-- start RECORD LIST --

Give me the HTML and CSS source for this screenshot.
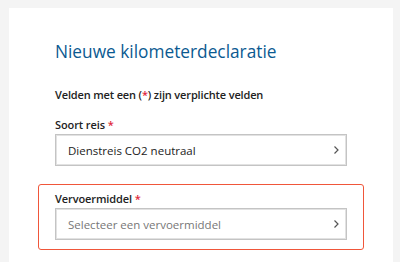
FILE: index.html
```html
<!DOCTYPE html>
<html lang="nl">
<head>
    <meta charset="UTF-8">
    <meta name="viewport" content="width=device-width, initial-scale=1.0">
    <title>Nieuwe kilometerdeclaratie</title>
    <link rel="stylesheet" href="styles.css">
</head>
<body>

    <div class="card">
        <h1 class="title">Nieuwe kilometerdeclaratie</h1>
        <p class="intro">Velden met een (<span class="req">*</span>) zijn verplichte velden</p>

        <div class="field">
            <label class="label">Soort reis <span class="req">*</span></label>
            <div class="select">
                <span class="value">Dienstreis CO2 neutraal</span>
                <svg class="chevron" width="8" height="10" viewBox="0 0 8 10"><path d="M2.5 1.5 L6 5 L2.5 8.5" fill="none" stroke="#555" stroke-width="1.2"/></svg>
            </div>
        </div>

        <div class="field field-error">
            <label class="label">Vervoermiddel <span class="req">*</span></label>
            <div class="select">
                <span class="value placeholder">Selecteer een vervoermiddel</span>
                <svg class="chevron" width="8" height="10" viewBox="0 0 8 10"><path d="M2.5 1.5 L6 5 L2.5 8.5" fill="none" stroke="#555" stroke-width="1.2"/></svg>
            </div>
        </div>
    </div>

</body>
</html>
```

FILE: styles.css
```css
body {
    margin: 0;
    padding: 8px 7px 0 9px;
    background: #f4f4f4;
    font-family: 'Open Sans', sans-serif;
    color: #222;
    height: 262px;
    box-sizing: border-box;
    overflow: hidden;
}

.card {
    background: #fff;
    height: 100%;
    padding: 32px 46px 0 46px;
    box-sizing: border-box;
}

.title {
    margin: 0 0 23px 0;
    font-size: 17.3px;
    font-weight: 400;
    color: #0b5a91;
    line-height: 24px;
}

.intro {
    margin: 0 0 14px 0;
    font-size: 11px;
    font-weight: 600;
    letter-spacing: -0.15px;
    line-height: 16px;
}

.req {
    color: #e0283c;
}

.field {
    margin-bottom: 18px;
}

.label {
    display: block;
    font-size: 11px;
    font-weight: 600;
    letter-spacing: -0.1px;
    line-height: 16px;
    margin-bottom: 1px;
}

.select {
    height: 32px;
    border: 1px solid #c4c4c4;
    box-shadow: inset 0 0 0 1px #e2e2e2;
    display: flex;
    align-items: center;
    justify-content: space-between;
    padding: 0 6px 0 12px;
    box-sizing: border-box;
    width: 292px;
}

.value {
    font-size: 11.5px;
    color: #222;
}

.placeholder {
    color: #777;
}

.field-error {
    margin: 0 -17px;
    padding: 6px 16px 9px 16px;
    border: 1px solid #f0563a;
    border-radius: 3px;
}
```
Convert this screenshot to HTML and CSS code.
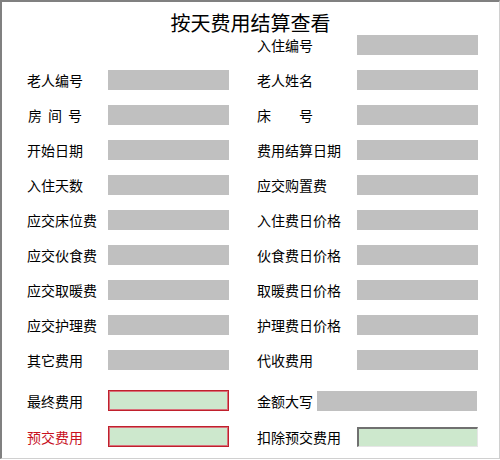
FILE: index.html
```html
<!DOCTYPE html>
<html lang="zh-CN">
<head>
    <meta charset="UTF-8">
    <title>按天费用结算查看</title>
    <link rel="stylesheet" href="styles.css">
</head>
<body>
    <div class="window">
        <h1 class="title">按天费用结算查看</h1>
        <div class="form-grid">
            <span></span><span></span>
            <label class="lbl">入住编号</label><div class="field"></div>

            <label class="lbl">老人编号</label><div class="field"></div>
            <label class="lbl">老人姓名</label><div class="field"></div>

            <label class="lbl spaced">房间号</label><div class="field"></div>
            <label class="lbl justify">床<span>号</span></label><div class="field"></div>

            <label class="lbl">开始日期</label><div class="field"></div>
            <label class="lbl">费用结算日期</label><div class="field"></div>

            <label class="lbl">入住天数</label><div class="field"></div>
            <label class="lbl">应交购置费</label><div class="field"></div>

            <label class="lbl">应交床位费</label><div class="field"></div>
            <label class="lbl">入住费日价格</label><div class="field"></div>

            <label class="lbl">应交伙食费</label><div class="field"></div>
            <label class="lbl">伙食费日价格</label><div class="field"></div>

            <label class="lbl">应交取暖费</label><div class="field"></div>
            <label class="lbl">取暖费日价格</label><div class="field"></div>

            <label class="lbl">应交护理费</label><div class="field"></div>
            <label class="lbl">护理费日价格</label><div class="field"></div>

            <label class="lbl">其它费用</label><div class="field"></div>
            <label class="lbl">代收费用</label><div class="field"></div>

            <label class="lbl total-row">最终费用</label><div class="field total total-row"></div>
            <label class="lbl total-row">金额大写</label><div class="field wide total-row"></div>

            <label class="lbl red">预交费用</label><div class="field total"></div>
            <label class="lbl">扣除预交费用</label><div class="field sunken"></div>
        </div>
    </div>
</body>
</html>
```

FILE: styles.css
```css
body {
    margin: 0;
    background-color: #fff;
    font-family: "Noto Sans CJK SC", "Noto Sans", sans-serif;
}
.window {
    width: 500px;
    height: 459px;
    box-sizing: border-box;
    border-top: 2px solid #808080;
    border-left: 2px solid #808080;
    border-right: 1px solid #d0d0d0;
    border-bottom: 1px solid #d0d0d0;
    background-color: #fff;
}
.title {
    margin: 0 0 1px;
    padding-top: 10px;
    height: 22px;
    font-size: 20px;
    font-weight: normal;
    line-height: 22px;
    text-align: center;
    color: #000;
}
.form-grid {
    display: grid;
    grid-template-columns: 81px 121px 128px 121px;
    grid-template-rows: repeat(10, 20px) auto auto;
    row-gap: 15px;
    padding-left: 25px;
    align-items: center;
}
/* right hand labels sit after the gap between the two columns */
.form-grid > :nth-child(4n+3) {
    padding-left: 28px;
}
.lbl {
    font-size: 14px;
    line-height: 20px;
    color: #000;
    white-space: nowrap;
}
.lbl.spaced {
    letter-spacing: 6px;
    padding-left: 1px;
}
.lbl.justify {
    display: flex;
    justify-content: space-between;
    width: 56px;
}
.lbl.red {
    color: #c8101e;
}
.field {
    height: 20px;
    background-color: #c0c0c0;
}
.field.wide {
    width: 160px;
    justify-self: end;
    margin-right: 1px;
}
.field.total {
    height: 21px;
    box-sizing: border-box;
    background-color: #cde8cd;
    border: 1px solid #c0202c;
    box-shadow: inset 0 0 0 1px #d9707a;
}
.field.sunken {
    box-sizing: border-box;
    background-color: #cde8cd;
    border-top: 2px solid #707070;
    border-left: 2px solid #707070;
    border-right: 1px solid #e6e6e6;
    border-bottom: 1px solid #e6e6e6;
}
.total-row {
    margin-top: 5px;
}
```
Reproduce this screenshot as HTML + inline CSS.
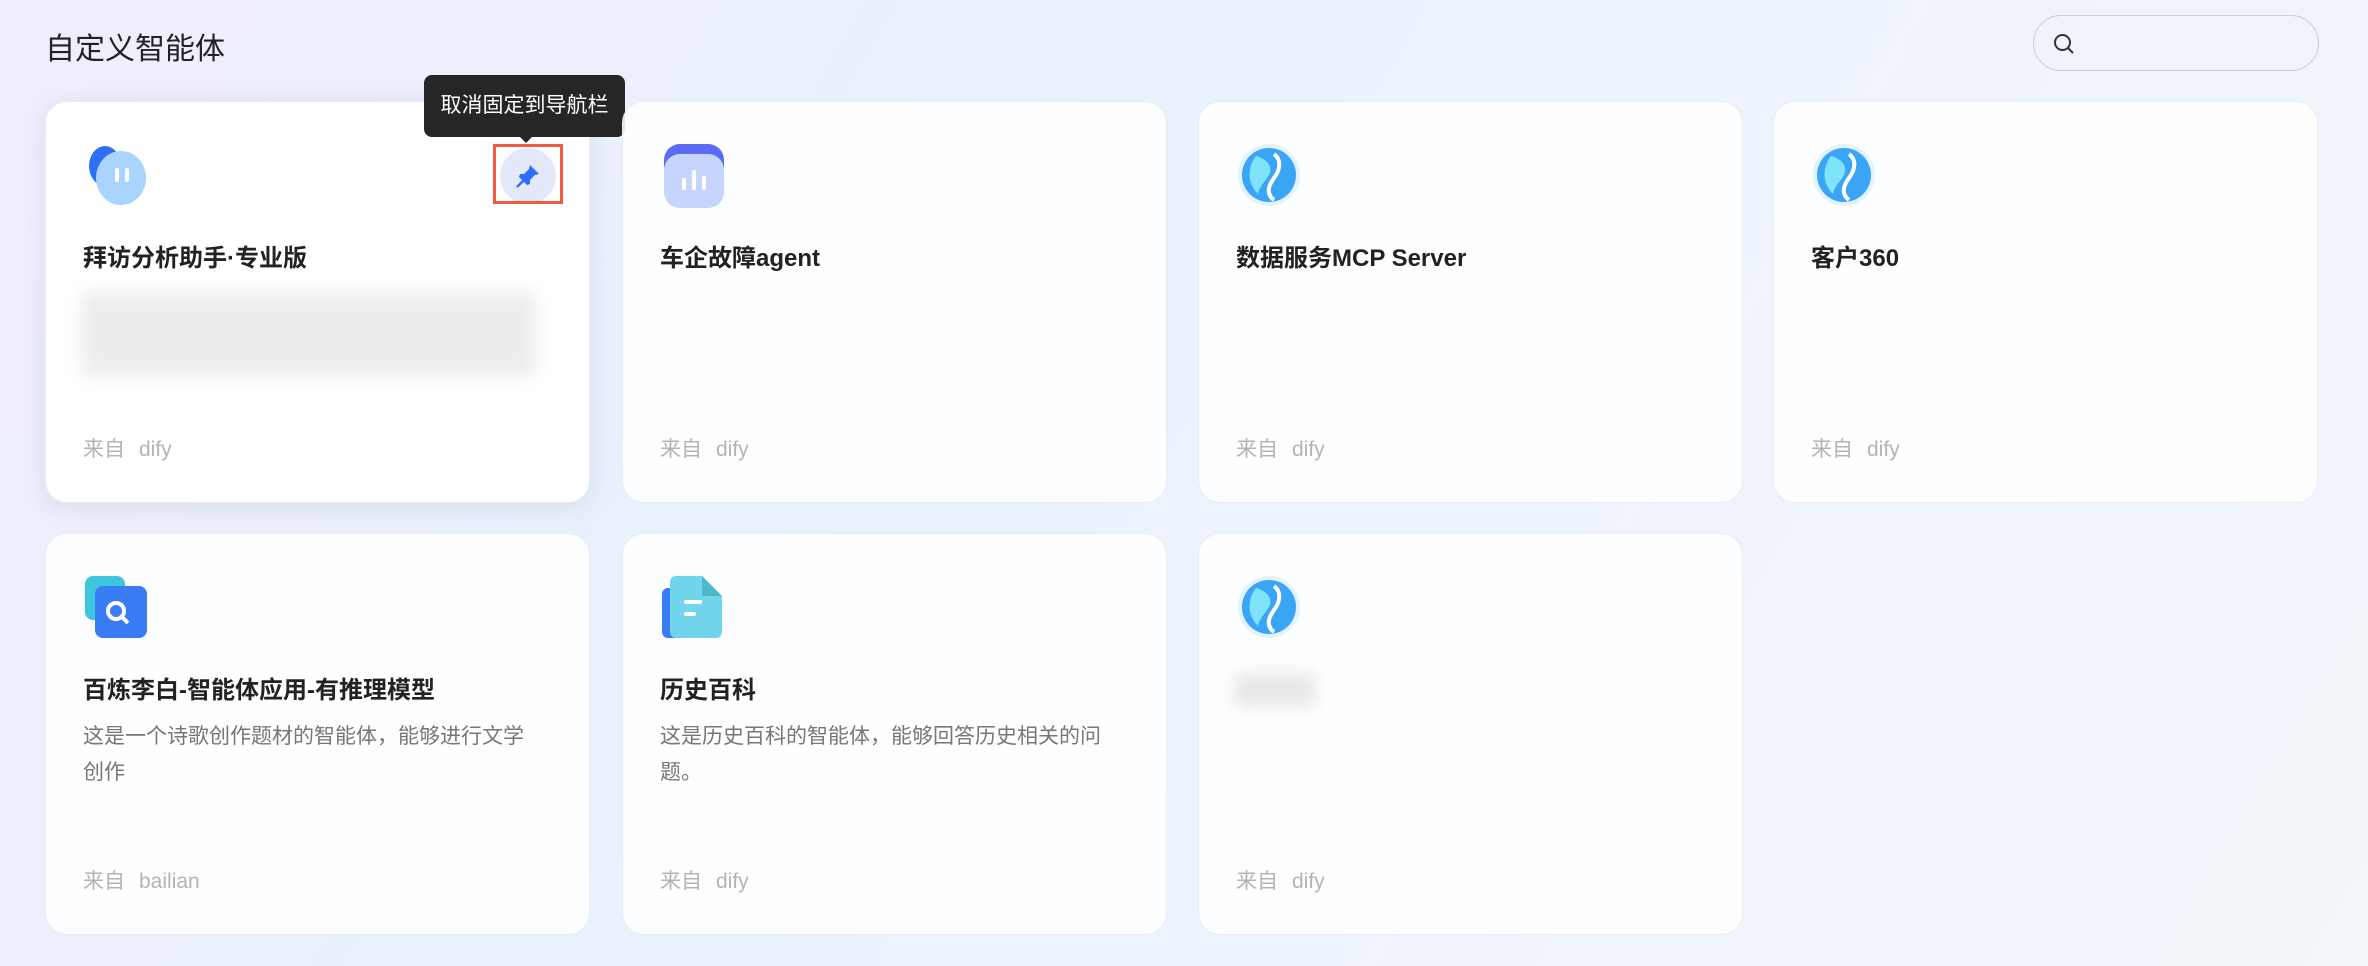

-- end RECORD LIST --

● **GOAL**
Restate each line of the records exactly; pictures do not belong in the copy.

● **EXERCISE RESULT**
Give me the HTML and CSS source for this screenshot.
FILE: index.html
```html
<!DOCTYPE html>
<html lang="nl">
<head>
    <meta charset="UTF-8">
    <meta name="viewport" content="width=device-width, initial-scale=1.0">
    <title>Nieuwe kilometerdeclaratie</title>
    <link rel="stylesheet" href="styles.css">
</head>
<body>

    <div class="card">
        <h1 class="title">Nieuwe kilometerdeclaratie</h1>
        <p class="intro">Velden met een (<span class="req">*</span>) zijn verplichte velden</p>

        <div class="field">
            <label class="label">Soort reis <span class="req">*</span></label>
            <div class="select">
                <span class="value">Dienstreis CO2 neutraal</span>
                <svg class="chevron" width="8" height="10" viewBox="0 0 8 10"><path d="M2.5 1.5 L6 5 L2.5 8.5" fill="none" stroke="#555" stroke-width="1.2"/></svg>
            </div>
        </div>

        <div class="field field-error">
            <label class="label">Vervoermiddel <span class="req">*</span></label>
            <div class="select">
                <span class="value placeholder">Selecteer een vervoermiddel</span>
                <svg class="chevron" width="8" height="10" viewBox="0 0 8 10"><path d="M2.5 1.5 L6 5 L2.5 8.5" fill="none" stroke="#555" stroke-width="1.2"/></svg>
            </div>
        </div>
    </div>

</body>
</html>
```

FILE: styles.css
```css
body {
    margin: 0;
    padding: 8px 7px 0 9px;
    background: #f4f4f4;
    font-family: 'Open Sans', sans-serif;
    color: #222;
    height: 262px;
    box-sizing: border-box;
    overflow: hidden;
}

.card {
    background: #fff;
    height: 100%;
    padding: 32px 46px 0 46px;
    box-sizing: border-box;
}

.title {
    margin: 0 0 23px 0;
    font-size: 17.3px;
    font-weight: 400;
    color: #0b5a91;
    line-height: 24px;
}

.intro {
    margin: 0 0 14px 0;
    font-size: 11px;
    font-weight: 600;
    letter-spacing: -0.15px;
    line-height: 16px;
}

.req {
    color: #e0283c;
}

.field {
    margin-bottom: 18px;
}

.label {
    display: block;
    font-size: 11px;
    font-weight: 600;
    letter-spacing: -0.1px;
    line-height: 16px;
    margin-bottom: 1px;
}

.select {
    height: 32px;
    border: 1px solid #c4c4c4;
    box-shadow: inset 0 0 0 1px #e2e2e2;
    display: flex;
    align-items: center;
    justify-content: space-between;
    padding: 0 6px 0 12px;
    box-sizing: border-box;
    width: 292px;
}

.value {
    font-size: 11.5px;
    color: #222;
}

.placeholder {
    color: #777;
}

.field-error {
    margin: 0 -17px;
    padding: 6px 16px 9px 16px;
    border: 1px solid #f0563a;
    border-radius: 3px;
}
```
Convert this screenshot to HTML and CSS code.
FILE: index.html
```html
<!DOCTYPE html>
<html lang="zh-CN">
<head>
    <meta charset="UTF-8">
    <title>按天费用结算查看</title>
    <link rel="stylesheet" href="styles.css">
</head>
<body>
    <div class="window">
        <h1 class="title">按天费用结算查看</h1>
        <div class="form-grid">
            <span></span><span></span>
            <label class="lbl">入住编号</label><div class="field"></div>

            <label class="lbl">老人编号</label><div class="field"></div>
            <label class="lbl">老人姓名</label><div class="field"></div>

            <label class="lbl spaced">房间号</label><div class="field"></div>
            <label class="lbl justify">床<span>号</span></label><div class="field"></div>

            <label class="lbl">开始日期</label><div class="field"></div>
            <label class="lbl">费用结算日期</label><div class="field"></div>

            <label class="lbl">入住天数</label><div class="field"></div>
            <label class="lbl">应交购置费</label><div class="field"></div>

            <label class="lbl">应交床位费</label><div class="field"></div>
            <label class="lbl">入住费日价格</label><div class="field"></div>

            <label class="lbl">应交伙食费</label><div class="field"></div>
            <label class="lbl">伙食费日价格</label><div class="field"></div>

            <label class="lbl">应交取暖费</label><div class="field"></div>
            <label class="lbl">取暖费日价格</label><div class="field"></div>

            <label class="lbl">应交护理费</label><div class="field"></div>
            <label class="lbl">护理费日价格</label><div class="field"></div>

            <label class="lbl">其它费用</label><div class="field"></div>
            <label class="lbl">代收费用</label><div class="field"></div>

            <label class="lbl total-row">最终费用</label><div class="field total total-row"></div>
            <label class="lbl total-row">金额大写</label><div class="field wide total-row"></div>

            <label class="lbl red">预交费用</label><div class="field total"></div>
            <label class="lbl">扣除预交费用</label><div class="field sunken"></div>
        </div>
    </div>
</body>
</html>
```

FILE: styles.css
```css
body {
    margin: 0;
    background-color: #fff;
    font-family: "Noto Sans CJK SC", "Noto Sans", sans-serif;
}
.window {
    width: 500px;
    height: 459px;
    box-sizing: border-box;
    border-top: 2px solid #808080;
    border-left: 2px solid #808080;
    border-right: 1px solid #d0d0d0;
    border-bottom: 1px solid #d0d0d0;
    background-color: #fff;
}
.title {
    margin: 0 0 1px;
    padding-top: 10px;
    height: 22px;
    font-size: 20px;
    font-weight: normal;
    line-height: 22px;
    text-align: center;
    color: #000;
}
.form-grid {
    display: grid;
    grid-template-columns: 81px 121px 128px 121px;
    grid-template-rows: repeat(10, 20px) auto auto;
    row-gap: 15px;
    padding-left: 25px;
    align-items: center;
}
/* right hand labels sit after the gap between the two columns */
.form-grid > :nth-child(4n+3) {
    padding-left: 28px;
}
.lbl {
    font-size: 14px;
    line-height: 20px;
    color: #000;
    white-space: nowrap;
}
.lbl.spaced {
    letter-spacing: 6px;
    padding-left: 1px;
}
.lbl.justify {
    display: flex;
    justify-content: space-between;
    width: 56px;
}
.lbl.red {
    color: #c8101e;
}
.field {
    height: 20px;
    background-color: #c0c0c0;
}
.field.wide {
    width: 160px;
    justify-self: end;
    margin-right: 1px;
}
.field.total {
    height: 21px;
    box-sizing: border-box;
    background-color: #cde8cd;
    border: 1px solid #c0202c;
    box-shadow: inset 0 0 0 1px #d9707a;
}
.field.sunken {
    box-sizing: border-box;
    background-color: #cde8cd;
    border-top: 2px solid #707070;
    border-left: 2px solid #707070;
    border-right: 1px solid #e6e6e6;
    border-bottom: 1px solid #e6e6e6;
}
.total-row {
    margin-top: 5px;
}
```
Reproduce this screenshot as HTML + inline CSS.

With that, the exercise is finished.